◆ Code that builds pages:
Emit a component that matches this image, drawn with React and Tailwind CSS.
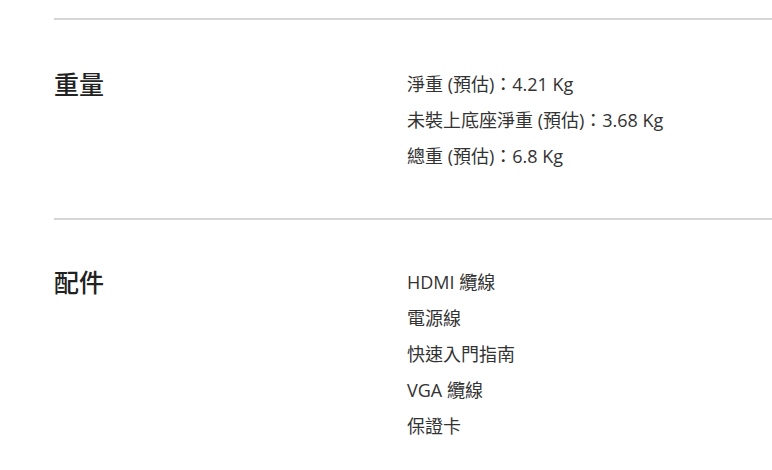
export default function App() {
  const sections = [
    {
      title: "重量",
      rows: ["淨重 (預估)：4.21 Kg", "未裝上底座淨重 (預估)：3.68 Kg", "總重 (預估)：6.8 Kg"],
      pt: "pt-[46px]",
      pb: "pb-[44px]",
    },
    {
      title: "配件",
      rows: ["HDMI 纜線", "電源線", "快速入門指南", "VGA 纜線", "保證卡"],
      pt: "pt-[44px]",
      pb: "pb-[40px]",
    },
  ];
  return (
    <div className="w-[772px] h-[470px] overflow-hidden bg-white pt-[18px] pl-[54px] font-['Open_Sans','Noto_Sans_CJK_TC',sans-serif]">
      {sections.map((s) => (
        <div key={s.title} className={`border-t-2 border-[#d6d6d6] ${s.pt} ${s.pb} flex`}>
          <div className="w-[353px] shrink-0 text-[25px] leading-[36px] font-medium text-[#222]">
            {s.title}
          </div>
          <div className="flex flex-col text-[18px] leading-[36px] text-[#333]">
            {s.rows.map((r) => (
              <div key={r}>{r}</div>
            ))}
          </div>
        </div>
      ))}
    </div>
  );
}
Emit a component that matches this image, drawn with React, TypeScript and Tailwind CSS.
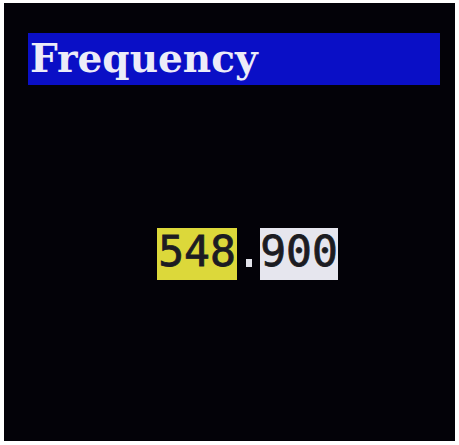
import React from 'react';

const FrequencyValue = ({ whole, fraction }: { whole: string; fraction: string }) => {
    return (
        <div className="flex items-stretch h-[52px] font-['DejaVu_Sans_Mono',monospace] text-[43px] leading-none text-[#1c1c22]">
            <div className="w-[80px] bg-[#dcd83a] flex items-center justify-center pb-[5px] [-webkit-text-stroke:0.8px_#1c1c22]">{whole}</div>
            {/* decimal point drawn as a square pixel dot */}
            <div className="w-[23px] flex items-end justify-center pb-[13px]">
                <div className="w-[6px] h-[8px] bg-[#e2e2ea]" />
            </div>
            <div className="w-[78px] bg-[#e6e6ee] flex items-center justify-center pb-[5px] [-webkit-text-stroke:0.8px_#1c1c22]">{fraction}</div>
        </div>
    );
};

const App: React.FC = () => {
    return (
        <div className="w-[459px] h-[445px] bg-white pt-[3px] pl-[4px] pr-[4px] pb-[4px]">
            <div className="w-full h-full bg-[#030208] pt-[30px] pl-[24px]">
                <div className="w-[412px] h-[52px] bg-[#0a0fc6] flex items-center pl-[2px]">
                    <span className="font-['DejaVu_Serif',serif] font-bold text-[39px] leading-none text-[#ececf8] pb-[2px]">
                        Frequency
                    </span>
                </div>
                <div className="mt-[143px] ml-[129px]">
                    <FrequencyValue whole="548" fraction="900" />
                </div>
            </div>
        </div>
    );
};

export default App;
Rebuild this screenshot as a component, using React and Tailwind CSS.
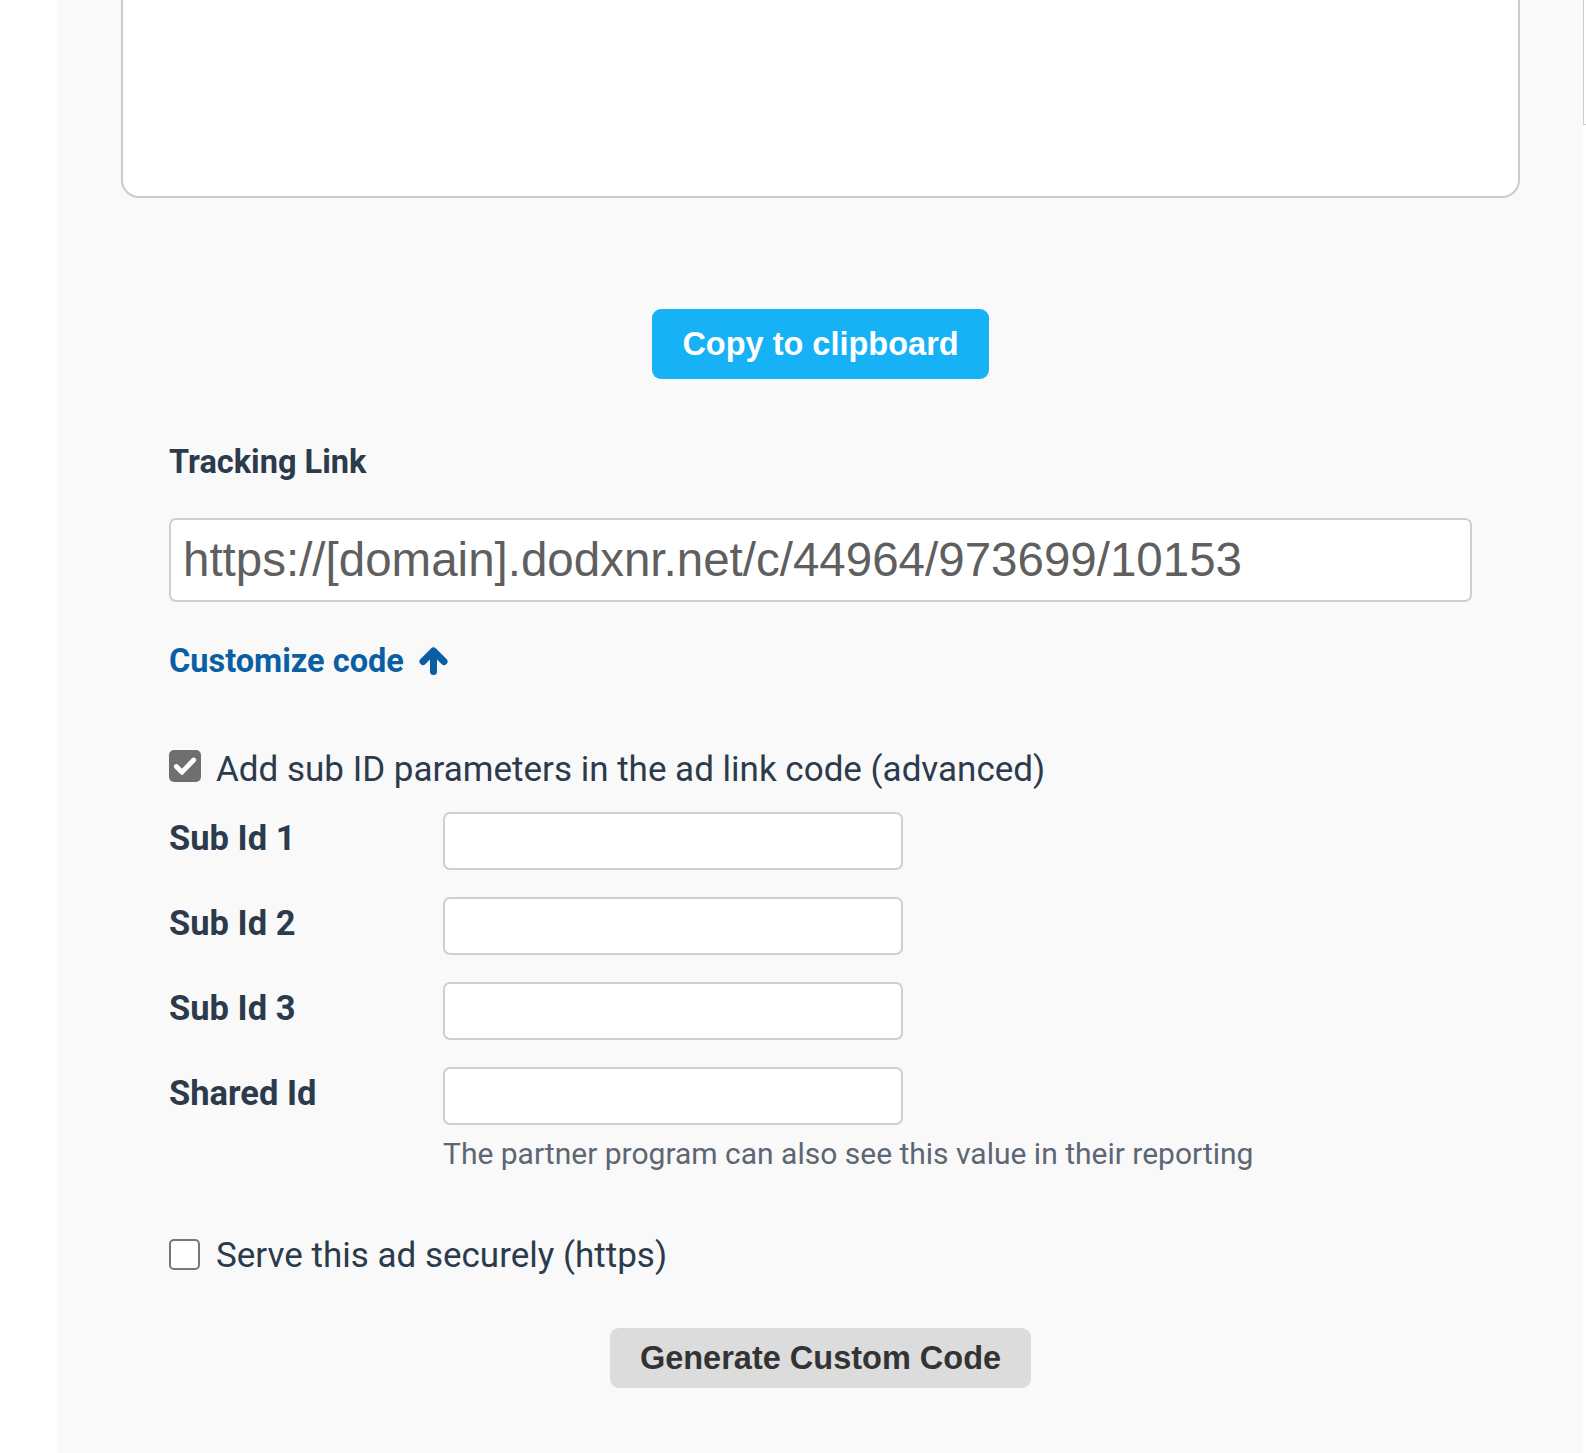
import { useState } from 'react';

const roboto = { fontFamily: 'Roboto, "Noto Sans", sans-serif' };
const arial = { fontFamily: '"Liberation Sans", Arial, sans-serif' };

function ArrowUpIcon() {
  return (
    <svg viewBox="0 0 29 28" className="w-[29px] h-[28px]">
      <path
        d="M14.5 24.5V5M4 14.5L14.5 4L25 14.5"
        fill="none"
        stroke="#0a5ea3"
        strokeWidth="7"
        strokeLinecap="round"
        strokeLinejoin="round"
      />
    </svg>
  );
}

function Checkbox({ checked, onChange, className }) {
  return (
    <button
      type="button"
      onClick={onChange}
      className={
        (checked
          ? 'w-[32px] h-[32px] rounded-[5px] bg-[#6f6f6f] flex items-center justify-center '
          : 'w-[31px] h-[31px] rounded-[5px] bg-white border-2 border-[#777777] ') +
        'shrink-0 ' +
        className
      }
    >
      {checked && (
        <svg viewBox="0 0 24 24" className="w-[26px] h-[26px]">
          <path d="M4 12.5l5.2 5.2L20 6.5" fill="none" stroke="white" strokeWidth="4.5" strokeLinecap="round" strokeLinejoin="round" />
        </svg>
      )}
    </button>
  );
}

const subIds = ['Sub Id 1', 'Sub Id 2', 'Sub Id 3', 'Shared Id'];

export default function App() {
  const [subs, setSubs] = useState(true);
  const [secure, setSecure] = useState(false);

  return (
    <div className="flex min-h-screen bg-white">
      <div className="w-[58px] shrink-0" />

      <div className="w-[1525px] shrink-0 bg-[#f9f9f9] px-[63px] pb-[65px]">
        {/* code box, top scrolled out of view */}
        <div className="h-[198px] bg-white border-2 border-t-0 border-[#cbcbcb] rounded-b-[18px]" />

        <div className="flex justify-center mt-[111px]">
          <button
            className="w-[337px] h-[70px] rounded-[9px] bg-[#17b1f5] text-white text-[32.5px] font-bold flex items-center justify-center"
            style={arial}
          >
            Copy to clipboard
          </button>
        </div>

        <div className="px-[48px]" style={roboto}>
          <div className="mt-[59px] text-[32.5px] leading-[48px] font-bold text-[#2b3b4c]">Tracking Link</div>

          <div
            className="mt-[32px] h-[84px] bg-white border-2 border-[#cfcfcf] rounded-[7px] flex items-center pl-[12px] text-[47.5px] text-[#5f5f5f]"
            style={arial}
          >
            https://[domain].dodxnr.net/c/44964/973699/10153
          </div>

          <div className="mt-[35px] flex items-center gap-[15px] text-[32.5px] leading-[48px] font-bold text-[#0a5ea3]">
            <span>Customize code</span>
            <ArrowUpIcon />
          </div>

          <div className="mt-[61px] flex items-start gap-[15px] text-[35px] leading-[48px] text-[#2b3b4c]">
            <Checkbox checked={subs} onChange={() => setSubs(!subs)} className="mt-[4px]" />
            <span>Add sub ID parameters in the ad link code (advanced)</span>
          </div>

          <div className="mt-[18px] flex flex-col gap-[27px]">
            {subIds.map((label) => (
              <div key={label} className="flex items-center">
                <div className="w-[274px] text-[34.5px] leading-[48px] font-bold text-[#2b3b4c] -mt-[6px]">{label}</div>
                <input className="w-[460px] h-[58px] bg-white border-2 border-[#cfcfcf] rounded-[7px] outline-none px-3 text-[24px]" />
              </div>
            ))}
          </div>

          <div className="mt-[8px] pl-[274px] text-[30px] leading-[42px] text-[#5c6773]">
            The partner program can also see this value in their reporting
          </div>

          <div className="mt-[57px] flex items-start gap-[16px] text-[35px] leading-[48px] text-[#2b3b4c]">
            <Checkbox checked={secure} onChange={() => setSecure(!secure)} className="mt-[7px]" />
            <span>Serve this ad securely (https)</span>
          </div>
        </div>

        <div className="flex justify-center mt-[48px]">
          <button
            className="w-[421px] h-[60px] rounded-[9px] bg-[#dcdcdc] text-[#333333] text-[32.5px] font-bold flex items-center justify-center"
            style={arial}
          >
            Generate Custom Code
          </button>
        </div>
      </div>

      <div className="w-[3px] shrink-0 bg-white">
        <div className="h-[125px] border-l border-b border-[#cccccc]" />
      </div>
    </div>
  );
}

◆ Objective:
Repeat exactly the part that opens with the line containing "TypeScript and Tailwind CSS." and closes with the line containing "import React from 'react';". Include both end lines, and drop the pictures.

◆ Full answer:
Emit a component that matches this image, drawn with React, TypeScript and Tailwind CSS.
import React from 'react';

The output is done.